# problems with sudo



## ebhakt (Jan 24, 2012)

I have installed a freebsd FreeBSD v9 system on amd64. Created a new user "ebhakt" apart from root. Now I wish to install gnome2 through user ebhakt. Which gives an error regarding access is denied.

I tried to do sudo >> it gives errors!

But now I have installed port sudo, now can you tell me that how to add this user ebhakt to the sudoers list?

I am confused coming from a windows background.

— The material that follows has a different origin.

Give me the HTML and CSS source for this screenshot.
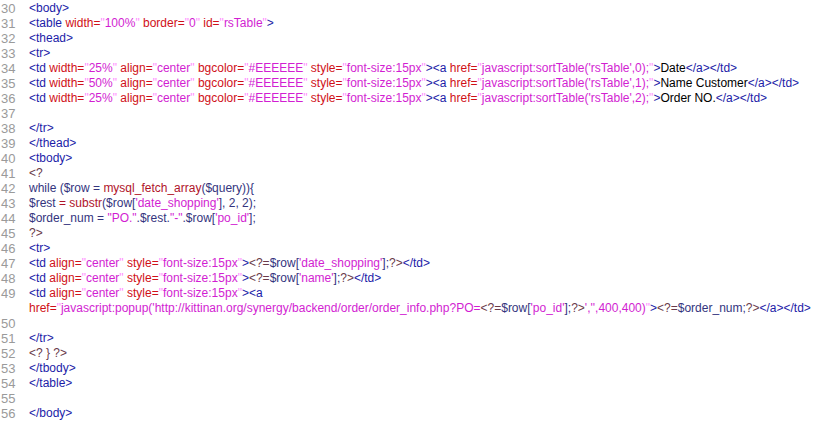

Is this a group named "sudoers" or is this any file, is there a manual how to add a user to allow all permissions and add it to sudoers.

Please help!

-- 
Bhaskar Tiwari
Freelancer Developer and Active Directory Specialist
Previously with Directory Services, Microsoft
____________________________________________________________
 All we have to decide is what to do with the time that has been given to us


----------



## SirDice (Jan 24, 2012)

ebhakt said:
			
		

> Is this a group named "sudoers" or is this any file, is there a manual how to add a user to allow all permissions and add it to sudoers.


One command you absolutely need to learn is man(1).

As for the sudoers file, see sudoers(5).


----------



## gordon@ (Jan 24, 2012)

Also note the proper way to edit the sudoers file is to use visudo.


----------



## ericbsd (Jan 25, 2012)

The /usr/local/etc/sudoers explained by itself.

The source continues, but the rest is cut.